Researchers build tiny motor from DNA


Without further intervention, the rotation would go back and forth at random. Therefore, the team also dipped two electrodes into the solution and allowed an alternating current to flow. The alternating direction of tension altered the energy landscape experienced by the long DNA arms, making rotation in one direction more favorable through a mechanism known as the blinking Brownian ratchet.

This turned the passive devices into real motors. Micrographs show that under these conditions, each arm—although it shook randomly—always rotated in the same direction on average.

By itself, the nanomotor does nothing more than overcome the resistance of the surrounding solution. “It’s like swimming: you move forward and do a lot of work that evaporates in the water,” says Dietz. But to show that the motor could also do potentially useful work, the researchers went one step further: They attached another strand of DNA to their rotor and let it coil up like the hairspring used to turn the gears in a mechanical one clock is used. Such a mechanism could help nanomachines store energy or pull on other mechanical components, Dietz says.
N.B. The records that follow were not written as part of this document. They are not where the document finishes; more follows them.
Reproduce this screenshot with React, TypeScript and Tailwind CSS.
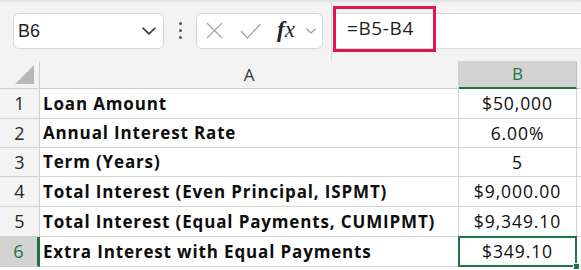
import React from "react";

const rows = [
  { n: "1", a: "Loan Amount", b: "$50,000", h: "h-[30px]" },
  { n: "2", a: "Annual Interest Rate", b: "6.00%", h: "h-[29px]" },
  { n: "3", a: "Term (Years)", b: "5", h: "h-[29px]" },
  { n: "4", a: "Total Interest (Even Principal, ISPMT)", b: "$9,000.00", h: "h-[30px]" },
  { n: "5", a: "Total Interest (Equal Payments, CUMIPMT)", b: "$9,349.10", h: "h-[30px]" },
  { n: "6", a: "Extra Interest with Equal Payments", b: "$349.10", h: "h-[30px]" },
];

function Chevron({ className }: { className?: string }) {
  return (
    <svg viewBox="0 0 14 8" className={className} fill="none" stroke="currentColor" strokeWidth="1.6" strokeLinecap="round" strokeLinejoin="round">
      <path d="M1 1.2 L7 6.8 L13 1.2" />
    </svg>
  );
}

export default function App() {
  return (
    <div className="w-[581px] h-[270px] overflow-hidden bg-white font-['Open_Sans',sans-serif] text-[#1a1a1a]">
      {/* Formula bar */}
      <div className="relative h-[61px] bg-[#f3f3f3] flex items-center">
        <div className="absolute top-0 left-0 right-0 h-[3px] bg-gradient-to-b from-[#dcdcdc] to-[#f3f3f3]" />
        <div className="ml-[13px] w-[151px] h-[36px] bg-white border border-[#d6d6d6] rounded-[6px] flex items-center pl-[4px] pr-[7px]">
          <span className="flex-1 text-[18px] leading-none font-['Liberation_Sans',sans-serif] text-[#1f1f1f]">B6</span>
          <Chevron className="w-[14px] h-[8px] text-[#3a3a3a]" />
        </div>
        <div className="ml-[15px] w-[3px] flex flex-col gap-[4px]">
          <div className="w-[3px] h-[3px] rounded-full bg-[#555]" />
          <div className="w-[3px] h-[3px] rounded-full bg-[#555]" />
          <div className="w-[3px] h-[3px] rounded-full bg-[#555]" />
        </div>
        <div className="ml-[14px] w-[127px] h-[36px] bg-white border border-[#d6d6d6] rounded-[6px] flex items-center pl-[9px]">
          <svg viewBox="0 0 18 18" className="w-[17px] h-[17px] text-[#a8a8a8]" fill="none" stroke="currentColor" strokeWidth="1.4">
            <path d="M1 1 L17 17 M17 1 L1 17" />
          </svg>
          <svg viewBox="0 0 21 16" className="ml-[17px] w-[21px] h-[16px] text-[#a8a8a8]" fill="none" stroke="currentColor" strokeWidth="1.4">
            <path d="M1 8 L7.5 15 L20.5 1" />
          </svg>
          <span className="ml-[16px] text-[23px] leading-none italic font-['Liberation_Serif',serif] text-[#222] -mt-[2px]">
            <span className="font-semibold">f</span>x
          </span>
          <Chevron className="ml-[11px] w-[10px] h-[6px] text-[#9a9a9a]" />
        </div>
        <div className="ml-[8px] self-stretch w-px bg-[#dadada]" />
        <div className="relative flex-1 h-[36px] bg-white border-y border-[#dcdcdc]">
          <div className="absolute left-[1px] top-[-8px] w-[103px] h-[46px] border-[3px] border-[#e0174c] flex items-center pl-[11px]">
            <span className="text-[19px] leading-none tracking-[0.6px] text-[#1f1f1f]">=B5-B4</span>
          </div>
        </div>
      </div>

      {/* Grid */}
      <div className="grid grid-cols-[40px_419px_118px_4px]">
        {/* header */}
        <div className="h-[28px] bg-[#f3f3f3] border-r border-[#cfcfcf] border-b border-b-[#cfcfcf] flex items-end justify-end pr-[5px] pb-[4px]">
          <svg viewBox="0 0 20 20" className="w-[19px] h-[19px]">
            <path d="M20 0 L20 20 L0 20 Z" fill="#b8b8b8" />
          </svg>
        </div>
        <div className="h-[28px] bg-[#f3f3f3] border-r border-[#cfcfcf] border-b border-b-[#cfcfcf] flex items-center justify-center text-[17px] text-[#333]">A</div>
        <div className="h-[28px] bg-[#d3d3d3] border-r border-[#bdbdbd] border-b-2 border-b-[#217346] flex items-center justify-center text-[17px] text-[#217346]">B</div>
        <div className="h-[28px] bg-[#f3f3f3] border-b border-[#cfcfcf]" />

        {rows.map((r, i) => {
          const sel = i === 5;
          return (
            <React.Fragment key={r.n}>
              <div className={`${r.h} ${sel ? "bg-[#d3d3d3] text-[#217346] border-r-[3px] border-r-[#217346]" : "bg-[#f3f3f3] text-[#262626] border-r border-r-[#cfcfcf]"} border-b border-b-[#cfcfcf] flex items-center justify-center text-[18px]`}>
                {r.n}
              </div>
              <div className={`${r.h} border-r border-[#d4d4d4] border-b border-b-[#d4d4d4] flex items-center pl-[3px] text-[17px] tracking-[0.85px] font-bold text-[#0d0d0d] whitespace-nowrap`}>
                {r.a}
              </div>
              <div className={`${r.h} relative border-r border-[#d4d4d4] border-b border-b-[#d4d4d4] flex items-center justify-center text-[17.5px] tracking-[0.9px] text-[#0d0d0d]`}>
                {r.b}
                {sel && (
                  <>
                    <div className="absolute -left-[1px] -top-[1px] -right-[1px] -bottom-[1px] border-2 border-[#217346]" />
                    <div className="absolute -right-[4px] -bottom-[4px] w-[7px] h-[7px] bg-[#217346] border border-white" />
                  </>
                )}
              </div>
              <div className={`${r.h} border-b border-[#d4d4d4]`} />
            </React.Fragment>
          );
        })}
      </div>
    </div>
  );
}
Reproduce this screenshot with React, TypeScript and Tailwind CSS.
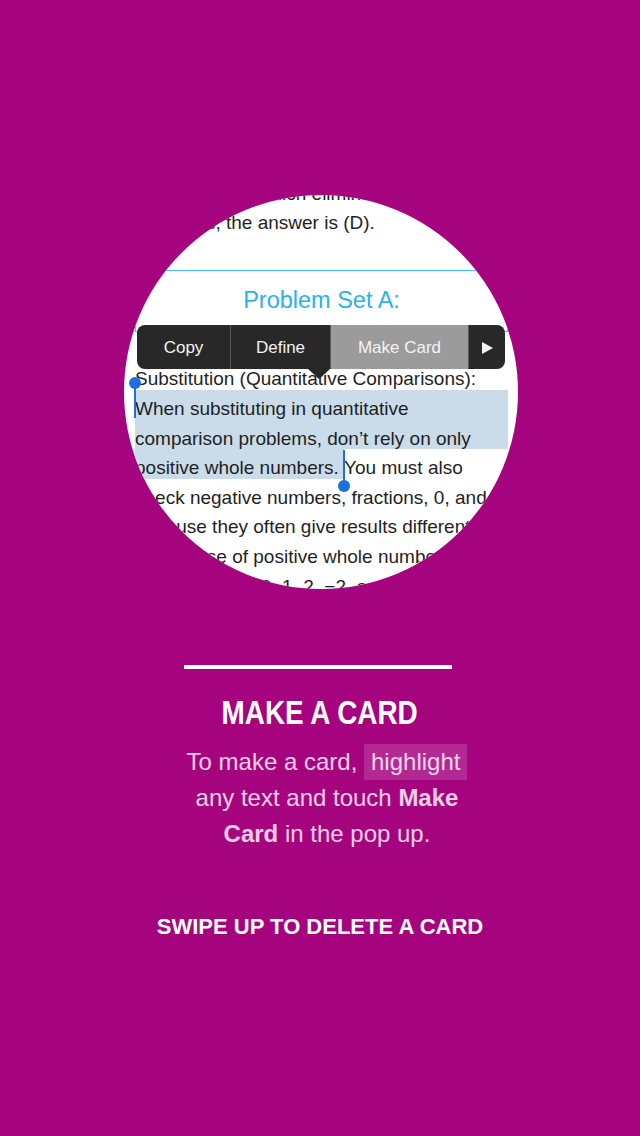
import React from "react";

const line = "h-[29.6px] pt-[8px] leading-[21.6px] whitespace-nowrap";
const sel = "bg-[#cadcea]";

export default function App() {
  return (
    <div className="w-[640px] h-[1136px] bg-[#a6037f] flex flex-col items-center pt-[195px] font-['Liberation_Sans',Arial,sans-serif] overflow-hidden">
      {/* Circle with document excerpt */}
      <div className="relative w-[394px] h-[394px] shrink-0 rounded-full bg-white overflow-hidden ml-[2px]">
        <div className="ml-[11px] mt-[-20.2px] w-[373px] text-[19px] text-[#1f1f1f]">
          <div className={`${line} pl-[34px]`}>is greater, which eliminates choice</div>
          <div className={`${line} pl-[16px]`}>choices, the answer is (D).</div>
          <div className="mt-[36px] h-[62px] border border-[#45bdf3] flex items-center justify-center text-[23.5px] text-[#2bb1ec]">
            Problem Set A:
          </div>
          <div className={`${line} mt-[28.4px]`}>Substitution (Quantitative Comparisons):</div>
          <div className={`${line} ${sel}`}>When substituting in quantitative</div>
          <div className={`${line} ${sel}`}>comparison problems, don’t rely on only</div>
          <div className="flex h-[29.6px] whitespace-pre">
            <span className={`pt-[8px] leading-[21.6px] ${sel}`}>positive whole numbers. </span>
            <span className="pt-[8px] leading-[21.6px]">You must also</span>
          </div>
          <div className={line}>check negative numbers, fractions, 0, and 1</div>
          <div className={line}>because they often give results different</div>
          <div className={line}>in the case of positive whole numbers.</div>
          <div className={line}>Try values like 0, 1, 2, −2, and ½.</div>
        </div>

        {/* selection handles */}
        <div className="absolute left-[10px] top-[188px] w-[2px] h-[35px] bg-[#1b6fde]" />
        <div className="absolute left-[5px] top-[182px] w-[12px] h-[12px] rounded-full bg-[#1b6fde]" />
        <div className="absolute left-[219px] top-[255px] w-[2px] h-[33px] bg-[#1b6fde]" />
        <div className="absolute left-[214px] top-[285px] w-[12px] h-[12px] rounded-full bg-[#1b6fde]" />

        {/* edit menu */}
        <div className="absolute left-[13px] top-[130px] w-[368px] h-[44px] rounded-[8px] overflow-hidden bg-[#282828] flex text-[17px] text-[#f2f2f2] pt-[1px]">
          <div className="w-[93px] flex items-center justify-center">Copy</div>
          <div className="w-px bg-[#575757] mt-[-1px]" />
          <div className="w-[99px] flex items-center justify-center">Define</div>
          <div className="w-px bg-[#575757] mt-[-1px]" />
          <div className="w-[137px] flex items-center justify-center bg-[#9b9b9b] text-[#f4f4f4] mt-[-1px] pt-[1px]">Make Card</div>
          <div className="w-px bg-[#575757] mt-[-1px]" />
          <div className="flex-1 flex items-center justify-center">
            <svg width="11" height="12" viewBox="0 0 11 12">
              <polygon points="0,0 11,6 0,12" fill="#f2f2f2" />
            </svg>
          </div>
        </div>
        <div className="absolute left-[184px] top-[174px] w-0 h-0 border-l-[11px] border-r-[11px] border-t-[10px] border-l-transparent border-r-transparent border-t-[#282828]" />
      </div>

      {/* divider bar */}
      <div className="mt-[76px] w-[268px] h-[4px] bg-white ml-[-4px] shrink-0" />

      {/* title */}
      <div className="mt-[25.5px] text-[34px] leading-[34px] font-bold text-white scale-x-[0.82] whitespace-nowrap">
        MAKE A CARD
      </div>

      {/* body */}
      <div className="mt-[15.2px] pl-[14px] text-[24px] leading-[36px] text-center text-white/80">
        To make a card,{" "}
        <span className="inline-block px-[7px] bg-white/15 leading-[36px]">highlight</span>
        <br />
        any text and touch <span className="font-bold">Make</span>
        <br />
        <span className="font-bold">Card</span> in the pop up.
      </div>

      {/* swipe */}
      <div className="mt-[64px] text-[22px] leading-[22px] font-bold text-white whitespace-nowrap">
        SWIPE UP TO DELETE A CARD
      </div>
    </div>
  );
}
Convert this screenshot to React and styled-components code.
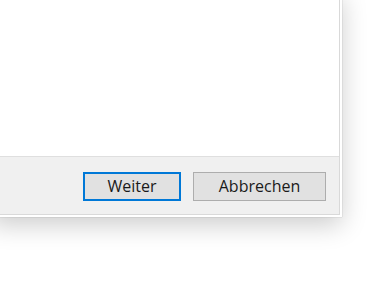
import React from 'react';
import styled, { createGlobalStyle } from 'styled-components';

export default function App(){
    return(
        <>
        <GlobalStyle/>
        <Window>
            <Inner>
                <Content/>
                <Footer>
                    <Button focused>Weiter</Button>
                    <Button wide>Abbrechen</Button>
                </Footer>
            </Inner>
        </Window>
        </>
    )
}

const GlobalStyle = createGlobalStyle`

html, body{
    height:100%;
}

body{
    margin:0;
    background-color:#fff;
    font-family: "Open Sans", "Noto Sans", sans-serif;
}

`

const Window = styled.div`

    margin:-10px 0 0 -10px;
    width:352px;
    box-sizing:border-box;
    padding:2px;
    background-color:#fff;
    box-shadow: 0 0 1px rgba(0,0,0,0.3), 0 8px 24px rgba(0,0,0,0.2);

`

const Inner = styled.div`

    display:flex;
    flex-direction:column;
    border:1px solid #d9d9d9;

`

const Content = styled.div`

    height:163px;
    background-color:#fff;

`

const Footer = styled.div`

    display:flex;
    justify-content:flex-end;
    gap:12px;
    padding:15px 13px 13px 0;
    background-color:#f0f0f0;
    border-top:1px solid #dfdfdf;

`

const Button = styled.button`

    width:${p => p.wide ? "133px" : "98px"};
    height:29px;
    box-sizing:border-box;
    background-color:#e1e1e1;
    border:${p => p.focused ? "2px solid #0078d7" : "1px solid #adadad"};
    font-family: "Open Sans", "Noto Sans", sans-serif;
    font-size:16px;
    color:#1a1a1a;
    padding:0 0 1px 0;
    display:flex;
    align-items:center;
    justify-content:center;

`
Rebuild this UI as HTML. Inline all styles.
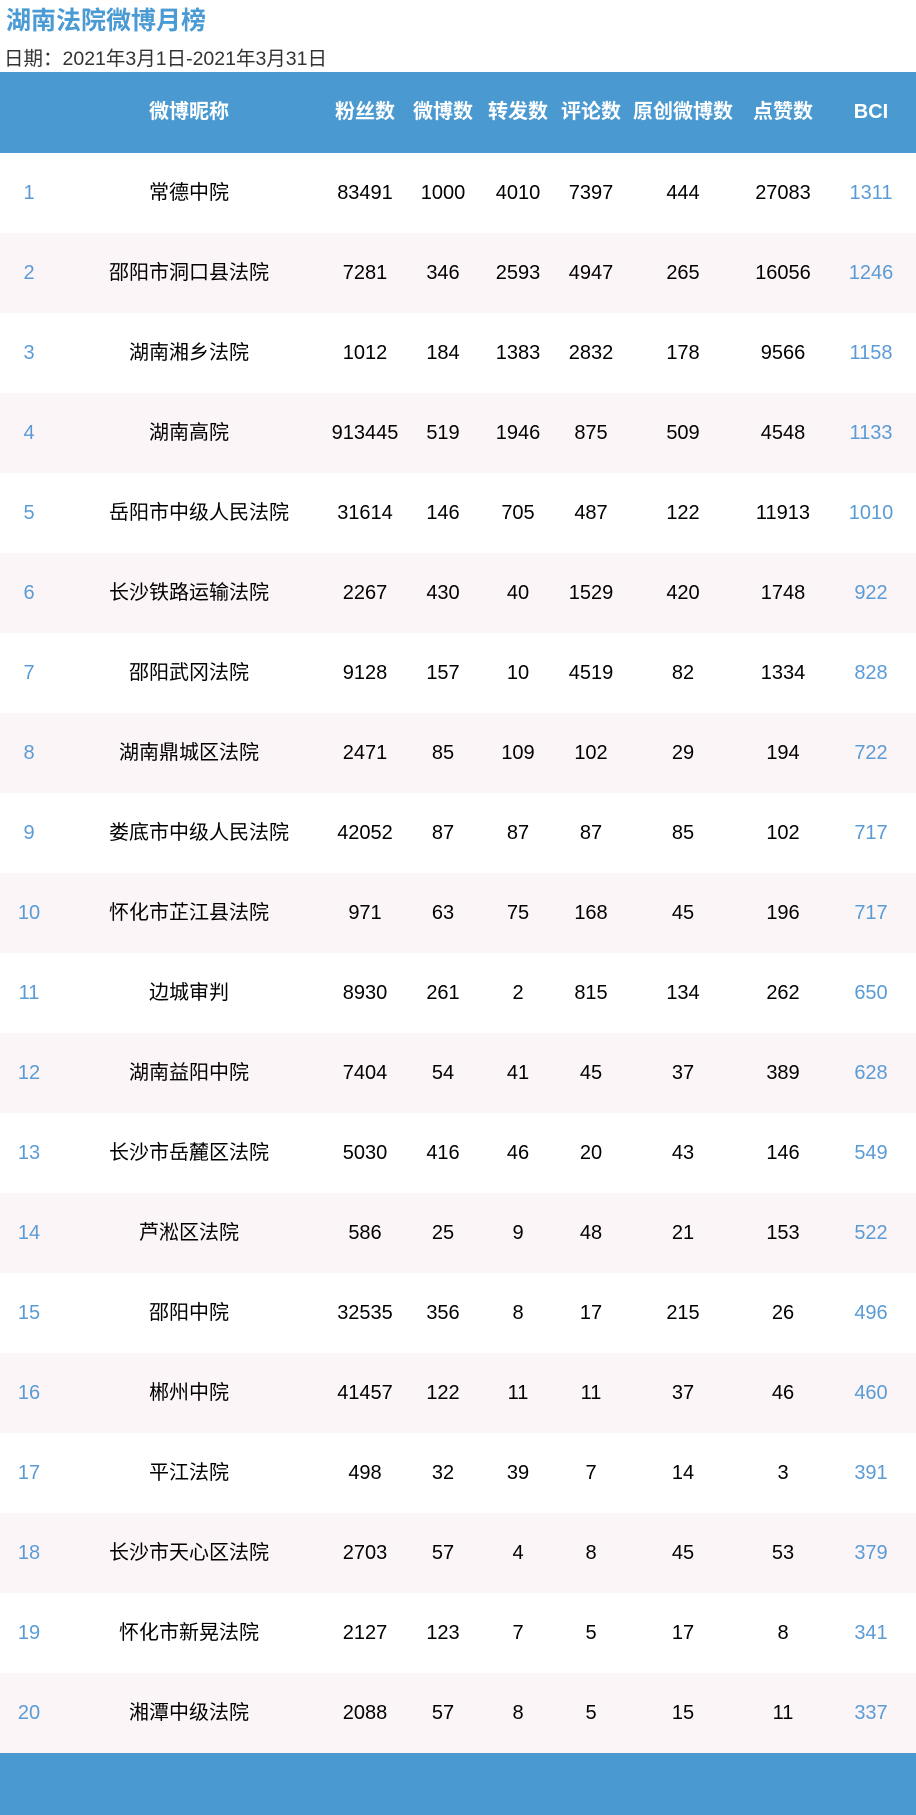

For him, the motor is important first proof that the principle works and that not only static nanosystems can be produced with the help of DNA origami technology, but also ones that can do work. “Of course I was very happy about the publication of our work in ‘Nature’,” says Hendrik Dietz. “For me, it is above all an incentive to think directly about the next project.” After all, his chair has just been renamed from “Molecular Design” to “Molecular Robotics”.